▸ What you will do
Everything in the listing except the pictures should be written out exactly.

--- start of Data excerpt ---

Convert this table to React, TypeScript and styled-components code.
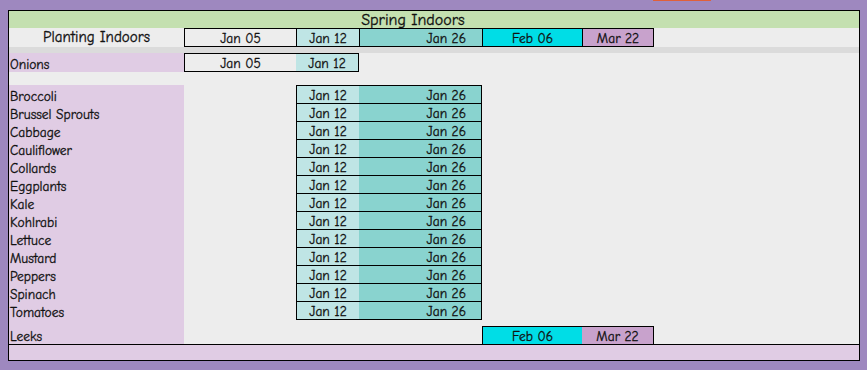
import styled, { createGlobalStyle } from "styled-components";

const GlobalStyle = createGlobalStyle`
  html, body {
    margin: 0;
    padding: 0;
    background: #9e88bf;
  }
  body {
    font-family: "Comic Sans MS", "Comic Neue", "Noto Sans", sans-serif;
    color: #111;
    -webkit-text-stroke: 0.3px #111;
  }
`;

const COLS = "175px 112px 63px 123px 100px 72px 1fr";

const Page = styled.div`
  width: 867px;
  height: 370px;
  box-sizing: border-box;
  padding: 0 7px 0 8px;
  display: flex;
  flex-direction: column;
`;

const TopStrip = styled.div`
  height: 1px;
  margin-bottom: 9px;
  display: flex;
  span {
    margin-left: 645px;
    width: 58px;
    background: #e0603a;
  }
`;

const Sheet = styled.div`
  width: 852px;
  height: 351px;
  box-sizing: border-box;
  border: 1px solid #000;
  background: #ededed;
  display: flex;
  flex-direction: column;
`;

const Title = styled.div`
  height: 17px;
  background: #c4e0b0;
  font-size: 16px;
  line-height: 18px;
  text-align: center;
  padding-right: 42px;
`;

const Row = styled.div<{ $h: number }>`
  height: ${({ $h }) => $h}px;
  display: grid;
  grid-template-columns: ${COLS};
  box-sizing: border-box;
`;

const Gap = styled.div<{ $h: number; $label?: boolean }>`
  height: ${({ $h }) => $h}px;
  display: grid;
  grid-template-columns: ${COLS};
  &::before {
    content: "";
    background: ${({ $label }) => ($label ? "#e0cce4" : "transparent")};
  }
`;

const Separator = styled.div`
  height: 6px;
  background: #dbdbdb;
`;

const HeadLabel = styled.div`
  font-size: 15px;
  line-height: 19px;
  text-align: center;
`;

const Label = styled.div`
  background: #e0cce4;
  font-size: 13.5px;
  display: flex;
  align-items: flex-end;
  padding: 0 0 0 1px;
  line-height: 15px;
  white-space: nowrap;
`;

const Cell = styled.div<{ $bg: string; $align?: "center" | "right"; $last?: boolean }>`
  box-sizing: border-box;
  background: ${({ $bg }) => $bg};
  border-top: 1px solid #000;
  border-bottom: 1px solid #000;
  border-left: 1px solid #000;
  border-right: ${({ $last }) => ($last ? "1px solid #000" : "none")};
  font-size: 13.5px;
  display: flex;
  align-items: flex-end;
  justify-content: ${({ $align }) => ($align === "right" ? "flex-end" : "center")};
  padding: 0 ${({ $align }) => ($align === "right" ? "16px" : "0")} 0 0;
  line-height: 15px;
`;

const Box = styled.div<{ $span: string; $top?: boolean; $bottom?: boolean }>`
  grid-column: ${({ $span }) => $span};
  box-sizing: border-box;
  display: grid;
  border-left: 1px solid #000;
  border-right: 1px solid #000;
  border-top: ${({ $top }) => ($top ? "1px solid #000" : "none")};
  border-bottom: ${({ $bottom }) => ($bottom ? "1px solid #000" : "none")};
`;

const Part = styled.div<{ $bg: string; $align?: "center" | "right" }>`
  background: ${({ $bg }) => $bg};
  font-size: 13.5px;
  display: flex;
  align-items: flex-end;
  justify-content: ${({ $align }) => ($align === "right" ? "flex-end" : "center")};
  padding: 0 ${({ $align }) => ($align === "right" ? "15px" : "0")} 0 0;
  line-height: 15px;
`;

const Footer = styled.div`
  height: 16px;
  box-sizing: border-box;
  border-top: 1px solid #000;
  background: #e0cce4;
`;

const C = {
  plain: "#ededed",
  pale: "#bfe5e5",
  teal: "#89d3cf",
  cyan: "#00dde6",
  mauve: "#c8a2cc",
};

const veggies = [
  "Broccoli",
  "Brussel Sprouts",
  "Cabbage",
  "Cauliflower",
  "Collards",
  "Eggplants",
  "Kale",
  "Kohlrabi",
  "Lettuce",
  "Mustard",
  "Peppers",
  "Spinach",
  "Tomatoes",
];

export default function App() {
  return (
    <>
      <GlobalStyle />
      <Page>
        <TopStrip>
          <span />
        </TopStrip>
        <Sheet>
          <Title>Spring Indoors</Title>
          <Row $h={19}>
            <HeadLabel>Planting Indoors</HeadLabel>
            <Cell $bg={C.plain}>Jan 05</Cell>
            <Cell $bg={C.pale}>Jan 12</Cell>
            <Cell $bg={C.teal} $align="right">Jan 26</Cell>
            <Cell $bg={C.cyan}>Feb 06</Cell>
            <Cell $bg={C.mauve} $last>Mar 22</Cell>
          </Row>
          <Separator />
          <Row $h={19}>
            <Label>Onions</Label>
            <Box $span="2 / 4" $top $bottom style={{ gridTemplateColumns: "111px 1fr" }}>
              <Part $bg={C.plain}>Jan 05</Part>
              <Part $bg={C.pale}>Jan 12</Part>
            </Box>
          </Row>
          <Gap $h={13} />
          {veggies.map((v, i) => (
            <Row key={v} $h={i === 0 ? 19 : 18}>
              <Label>{v}</Label>
              <div />
              <Box $span="3 / 5" $top={i === 0} $bottom style={{ gridTemplateColumns: "62px 1fr" }}>
                <Part $bg={C.pale}>Jan 12</Part>
                <Part $bg={C.teal} $align="right">Jan 26</Part>
              </Box>
            </Row>
          ))}
          <Gap $h={6} $label />
          <Row $h={18}>
            <Label>Leeks</Label>
            <div />
            <div />
            <div />
            <Box $span="5 / 7" $top style={{ gridTemplateColumns: "99px 1fr" }}>
              <Part $bg={C.cyan}>Feb 06</Part>
              <Part $bg={C.mauve}>Mar 22</Part>
            </Box>
          </Row>
          <Footer />
        </Sheet>
      </Page>
    </>
  );
}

--- end of Data excerpt ---

▸ Result of the exercise
Convert this table to React, TypeScript and styled-components code.
import styled, { createGlobalStyle } from "styled-components";

const GlobalStyle = createGlobalStyle`
  html, body {
    margin: 0;
    padding: 0;
    background: #9e88bf;
  }
  body {
    font-family: "Comic Sans MS", "Comic Neue", "Noto Sans", sans-serif;
    color: #111;
    -webkit-text-stroke: 0.3px #111;
  }
`;

const COLS = "175px 112px 63px 123px 100px 72px 1fr";

const Page = styled.div`
  width: 867px;
  height: 370px;
  box-sizing: border-box;
  padding: 0 7px 0 8px;
  display: flex;
  flex-direction: column;
`;

const TopStrip = styled.div`
  height: 1px;
  margin-bottom: 9px;
  display: flex;
  span {
    margin-left: 645px;
    width: 58px;
    background: #e0603a;
  }
`;

const Sheet = styled.div`
  width: 852px;
  height: 351px;
  box-sizing: border-box;
  border: 1px solid #000;
  background: #ededed;
  display: flex;
  flex-direction: column;
`;

const Title = styled.div`
  height: 17px;
  background: #c4e0b0;
  font-size: 16px;
  line-height: 18px;
  text-align: center;
  padding-right: 42px;
`;

const Row = styled.div<{ $h: number }>`
  height: ${({ $h }) => $h}px;
  display: grid;
  grid-template-columns: ${COLS};
  box-sizing: border-box;
`;

const Gap = styled.div<{ $h: number; $label?: boolean }>`
  height: ${({ $h }) => $h}px;
  display: grid;
  grid-template-columns: ${COLS};
  &::before {
    content: "";
    background: ${({ $label }) => ($label ? "#e0cce4" : "transparent")};
  }
`;

const Separator = styled.div`
  height: 6px;
  background: #dbdbdb;
`;

const HeadLabel = styled.div`
  font-size: 15px;
  line-height: 19px;
  text-align: center;
`;

const Label = styled.div`
  background: #e0cce4;
  font-size: 13.5px;
  display: flex;
  align-items: flex-end;
  padding: 0 0 0 1px;
  line-height: 15px;
  white-space: nowrap;
`;

const Cell = styled.div<{ $bg: string; $align?: "center" | "right"; $last?: boolean }>`
  box-sizing: border-box;
  background: ${({ $bg }) => $bg};
  border-top: 1px solid #000;
  border-bottom: 1px solid #000;
  border-left: 1px solid #000;
  border-right: ${({ $last }) => ($last ? "1px solid #000" : "none")};
  font-size: 13.5px;
  display: flex;
  align-items: flex-end;
  justify-content: ${({ $align }) => ($align === "right" ? "flex-end" : "center")};
  padding: 0 ${({ $align }) => ($align === "right" ? "16px" : "0")} 0 0;
  line-height: 15px;
`;

const Box = styled.div<{ $span: string; $top?: boolean; $bottom?: boolean }>`
  grid-column: ${({ $span }) => $span};
  box-sizing: border-box;
  display: grid;
  border-left: 1px solid #000;
  border-right: 1px solid #000;
  border-top: ${({ $top }) => ($top ? "1px solid #000" : "none")};
  border-bottom: ${({ $bottom }) => ($bottom ? "1px solid #000" : "none")};
`;

const Part = styled.div<{ $bg: string; $align?: "center" | "right" }>`
  background: ${({ $bg }) => $bg};
  font-size: 13.5px;
  display: flex;
  align-items: flex-end;
  justify-content: ${({ $align }) => ($align === "right" ? "flex-end" : "center")};
  padding: 0 ${({ $align }) => ($align === "right" ? "15px" : "0")} 0 0;
  line-height: 15px;
`;

const Footer = styled.div`
  height: 16px;
  box-sizing: border-box;
  border-top: 1px solid #000;
  background: #e0cce4;
`;

const C = {
  plain: "#ededed",
  pale: "#bfe5e5",
  teal: "#89d3cf",
  cyan: "#00dde6",
  mauve: "#c8a2cc",
};

const veggies = [
  "Broccoli",
  "Brussel Sprouts",
  "Cabbage",
  "Cauliflower",
  "Collards",
  "Eggplants",
  "Kale",
  "Kohlrabi",
  "Lettuce",
  "Mustard",
  "Peppers",
  "Spinach",
  "Tomatoes",
];

export default function App() {
  return (
    <>
      <GlobalStyle />
      <Page>
        <TopStrip>
          <span />
        </TopStrip>
        <Sheet>
          <Title>Spring Indoors</Title>
          <Row $h={19}>
            <HeadLabel>Planting Indoors</HeadLabel>
            <Cell $bg={C.plain}>Jan 05</Cell>
            <Cell $bg={C.pale}>Jan 12</Cell>
            <Cell $bg={C.teal} $align="right">Jan 26</Cell>
            <Cell $bg={C.cyan}>Feb 06</Cell>
            <Cell $bg={C.mauve} $last>Mar 22</Cell>
          </Row>
          <Separator />
          <Row $h={19}>
            <Label>Onions</Label>
            <Box $span="2 / 4" $top $bottom style={{ gridTemplateColumns: "111px 1fr" }}>
              <Part $bg={C.plain}>Jan 05</Part>
              <Part $bg={C.pale}>Jan 12</Part>
            </Box>
          </Row>
          <Gap $h={13} />
          {veggies.map((v, i) => (
            <Row key={v} $h={i === 0 ? 19 : 18}>
              <Label>{v}</Label>
              <div />
              <Box $span="3 / 5" $top={i === 0} $bottom style={{ gridTemplateColumns: "62px 1fr" }}>
                <Part $bg={C.pale}>Jan 12</Part>
                <Part $bg={C.teal} $align="right">Jan 26</Part>
              </Box>
            </Row>
          ))}
          <Gap $h={6} $label />
          <Row $h={18}>
            <Label>Leeks</Label>
            <div />
            <div />
            <div />
            <Box $span="5 / 7" $top style={{ gridTemplateColumns: "99px 1fr" }}>
              <Part $bg={C.cyan}>Feb 06</Part>
              <Part $bg={C.mauve}>Mar 22</Part>
            </Box>
          </Row>
          <Footer />
        </Sheet>
      </Page>
    </>
  );
}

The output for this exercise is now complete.